The Community Safety Manager reported his own frustration at the police decision, but pointed out that the support by the local police team had been faultless.  Police officers had accompanied Council officers every time they had entered the site.


Action: JC

Invite the Chief Constable of Lincolnshire Police, the Police and Crime Commissioner and the MP for Boston & Skegness to a meeting of BTAC to discuss the role of the Police in dealing with illegal encampments and the regional response to this incident in particular.


Members agreed that it was imperative that the site be protected, but there were discussions as to whether galvanised steel fencing or reinforced bollards would provide the best protection, or whether both should be installed. A vehicle had knocked down the galvanised fence at Sheldon’s field and travellers had gained access before the Council had time to repair it.  They could use cutting tools on fences, though they could use vehicles to ram bollards too.


It was then suggested that CCTV should also be seriously reconsidered at this site, perhaps asking at the care home if it would be possible to install a mast there. The Community Safety Manager agreed that it might be possible, as there were now more options in terms of broadband and wireless operation and the siting had been an issue.


Action: PH

Contact the care home to ask if the Council could site a CCTV mast there and investigate the possibility of camera operation at this location.


Members also considered it essential to protect BTAC’s other play areas, some of which were quite accessible, and particularly as securing the Woodville Road site would make them more attractive.


The Chairman reported that officers were looking at all the play areas and would come back with options as soon as possible and had closed the gates of Central Park to make it inaccessible.  However, the location of the Woodville Road site and its access ability put it to the top of the priority list.


The Ward Member reported that he was on-site at an early stage.  He recognised that there was a need to make provision for travellers and felt that the site provided at the Redstone Industrial Estate was limited. Provision of stopover sites would avoid the use of open spaces.


The Ward Member had considered the Woodville Road Park’s security with the ASB Officer and residents to find the best solution.
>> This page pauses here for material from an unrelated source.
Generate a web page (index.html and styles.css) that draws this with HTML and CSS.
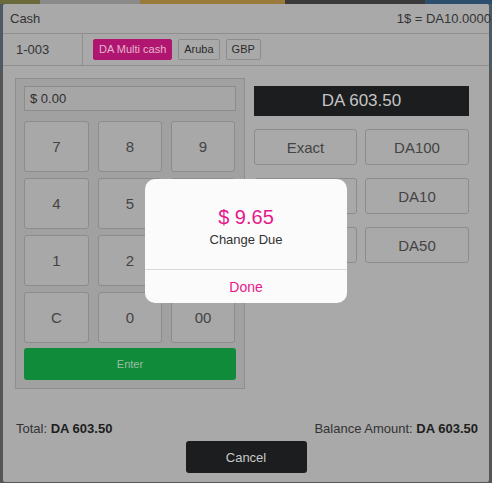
FILE: index.html
```html
<!DOCTYPE html>
<html>
<head>
<meta charset="utf-8">
<link rel="stylesheet" href="styles.css">
</head>
<body>
<div class="backdrop">
  <div class="bg-strip">
    <span class="seg s1"></span><span class="seg s2"></span><span class="seg s3"></span><span class="seg s4"></span><span class="seg s5"></span>
  </div>
  <div class="dialog">
    <div class="header">
      <span class="title">Cash</span>
      <span class="rate">1$ = DA10.0000</span>
    </div>
    <div class="subheader">
      <div class="order">1-003</div>
      <div class="tags">
        <span class="tag active">DA Multi cash</span>
        <span class="tag">Aruba</span>
        <span class="tag">GBP</span>
      </div>
    </div>
    <div class="content">
      <div class="pad-panel">
        <div class="amount-input">$ 0.00</div>
        <div class="keypad">
          <div class="key">7</div><div class="key">8</div><div class="key">9</div>
          <div class="key">4</div><div class="key">5</div><div class="key">6</div>
          <div class="key">1</div><div class="key">2</div><div class="key">3</div>
          <div class="key">C</div><div class="key">0</div><div class="key">00</div>
        </div>
        <div class="enter">Enter</div>
      </div>
      <div class="quick">
        <div class="due">DA 603.50</div>
        <div class="quick-grid">
          <div class="qbtn">Exact</div><div class="qbtn">DA100</div>
          <div class="qbtn">DA20</div><div class="qbtn">DA10</div>
          <div class="qbtn">DA5</div><div class="qbtn">DA50</div>
        </div>
      </div>
    </div>
    <div class="totals">
      <span>Total: <b>DA 603.50</b></span>
      <span>Balance Amount: <b>DA 603.50</b></span>
    </div>
    <div class="actions">
      <div class="cancel">Cancel</div>
    </div>
  </div>
  <div class="popup">
    <div class="popup-body">
      <div class="change">$ 9.65</div>
      <div class="change-label">Change Due</div>
    </div>
    <div class="popup-done">Done</div>
  </div>
</div>
</body>
</html>
```

FILE: styles.css
```css
* { box-sizing: border-box; }
html, body { margin: 0; padding: 0; }
body {
  width: 492px;
  height: 483px;
  overflow: hidden;
  background: #565656;
  font-family: "Liberation Sans", Arial, sans-serif;
  color: #3a3a3a;
}
.backdrop {
  position: relative;
  width: 492px;
  height: 483px;
  padding: 4px 3px 1px 3px;
  background: linear-gradient(to bottom, #4e5a63 0, #4e5a63 70px, #565656 70px);
}
.bg-strip {
  position: absolute;
  left: 0; top: 0; width: 492px; height: 4px;
  display: flex;
}
.seg { height: 4px; display: block; }
.s1 { width: 40px; background: #6a6a3a; }
.s2 { width: 100px; background: #8a8a8a; }
.s3 { width: 145px; background: #9a7a3a; }
.s4 { width: 140px; background: #3a3a3a; }
.s5 { flex: 1; background: #2d4f6e; }

.dialog {
  width: 486px;
  height: 478px;
  background: #a9a9a9;
  display: flex;
  flex-direction: column;
  border-radius: 2px;
}
.header {
  height: 30px;
  display: flex;
  justify-content: space-between;
  align-items: center;
  padding: 0 0 0 7px;
  border-bottom: 1px solid #8f8f8f;
  font-size: 13px;
  color: #333;
}
.rate { margin-right: -2px; }
.subheader {
  height: 32px;
  display: flex;
  border-bottom: 1px solid #8f8f8f;
}
.order {
  width: 80px;
  border-right: 1px solid #8f8f8f;
  display: flex;
  align-items: center;
  padding-left: 13px;
  font-size: 13px;
  color: #333;
}
.tags {
  display: flex;
  align-items: center;
  gap: 6px;
  padding-left: 10px;
}
.tag {
  font-size: 11px;
  height: 21px;
  line-height: 19px;
  padding: 0 5px;
  border: 1px solid #8c8c8c;
  border-radius: 2px;
  color: #2a2a2a;
  background: #a9a9a9;
}
.tag.active {
  background: #b0166f;
  border-color: #b0166f;
  color: #e6b4d0;
}
.content {
  display: flex;
  padding: 12px 20px 0 12px;
  gap: 9px;
}
.pad-panel {
  width: 230px;
  border: 1px solid #8e8e8e;
  background: #a1a1a1;
  padding: 7px 8px 8px 8px;
}
.amount-input {
  height: 25px;
  border: 1px solid #8c8c8c;
  background: #a6a6a6;
  font-size: 13px;
  line-height: 23px;
  padding-left: 5px;
  color: #2e2e2e;
}
.keypad {
  margin-top: 10px;
  display: grid;
  grid-template-columns: 65px 64px 64px;
  column-gap: 9px;
  grid-auto-rows: 51px;
  row-gap: 6px;
}
.key {
  border: 1px solid #8c8c8c;
  border-radius: 3px;
  background: #a8a8a8;
  display: flex;
  align-items: center;
  justify-content: center;
  font-size: 15px;
  color: #444;
}
.enter {
  margin-top: 5px;
  height: 32px;
  border-radius: 3px;
  background: #0f8b3a;
  color: #9cbfa4;
  font-size: 11px;
  display: flex;
  align-items: center;
  justify-content: center;
}
.quick {
  width: 215px;
  padding-top: 8px;
}
.due {
  height: 30px;
  background: #1b1d1e;
  color: #c4c4c4;
  font-size: 17px;
  display: flex;
  align-items: center;
  justify-content: center;
}
.quick-grid {
  margin-top: 13px;
  display: grid;
  grid-template-columns: 103px 104px;
  column-gap: 8px;
  grid-auto-rows: 36px;
  row-gap: 13px;
}
.qbtn {
  border: 1px solid #8c8c8c;
  border-radius: 3px;
  background: #a9a9a9;
  display: flex;
  align-items: center;
  justify-content: center;
  font-size: 15px;
  color: #444;
}
.totals {
  margin-top: 32px;
  display: flex;
  justify-content: space-between;
  padding: 0 11px 0 13px;
  font-size: 13px;
  color: #333;
}
.totals b { color: #1e1e1e; }
.actions {
  display: flex;
  justify-content: center;
  margin-top: 5px;
}
.cancel {
  width: 121px;
  height: 32px;
  background: #1b1d1e;
  border-radius: 3px;
  color: #c9c9c9;
  font-size: 13px;
  display: flex;
  align-items: center;
  justify-content: center;
}
.popup {
  position: absolute;
  left: 145px;
  top: 179px;
  width: 202px;
  height: 124px;
  background: #fbfbfb;
  border-radius: 10px;
  display: flex;
  flex-direction: column;
}
.popup-body {
  height: 91px;
  border-bottom: 1px solid #ddd7df;
  display: flex;
  flex-direction: column;
  align-items: center;
  padding-top: 26px;
}
.change {
  font-size: 20px;
  color: #e5198c;
  line-height: 24px;
}
.change-label {
  margin-top: 3px;
  font-size: 13px;
  color: #333;
}
.popup-done {
  flex: 1;
  display: flex;
  align-items: center;
  justify-content: center;
  color: #e5198c;
  font-size: 14px;
}
```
The park was the first on entry to the town; it was a lovely facility, a gateway to Boston and he was proud of it. It was essential to fence it, as close to the road as possible, and provide CCTV provided. They had a duty to keep it safe and keep the park beautiful. A fence would also prevent children from running out into the road. Anything could be forced open, but it could be made as difficult as possible. They had to prevent this happening again.


The Ward Member added that he and residents had phoned the Council on the morning, but there had been a delay getting the information through to the ASB Officer.  The receptionists had not known how to get hold of officers and there was only one on duty, which was disappointing, as it warranted quick action.


In response, the Community Safety Manager explained that he had been on leave the day the travellers arrived, that Boston only had one ASB Officer and one part-time officer who did not work on Fridays.  The customer services team did have mobile contact numbers for them, but the ASB Officer had been on his lunch.  Immediately on his return, the ASB Officer began proceedings, pulling together 29 legal notices and securing police support in order to serve them, taking just over an hour, which was commendable.


A Member noted that the court process had been relatively quick and pointed out that there was provision for travellers; it was set out in the Local Plan for Boston and South Holland.  The majority of sites were in South Holland, but some were on the border with Boston. Therefore, the Council had provided what was required and, in fact, the Local Plan would not have gained approval if it had not.


Other suggestions made by Members were to consider the provision of an ASB Officer for BTAC and a process for reacting immediately if someone broke through an open space’s fence.


RESOLVED: That BTAC provides £19,470 to fund the protection of Woodville Road recreation ground with a galvanised steel fence, similar to that already in place around the play area.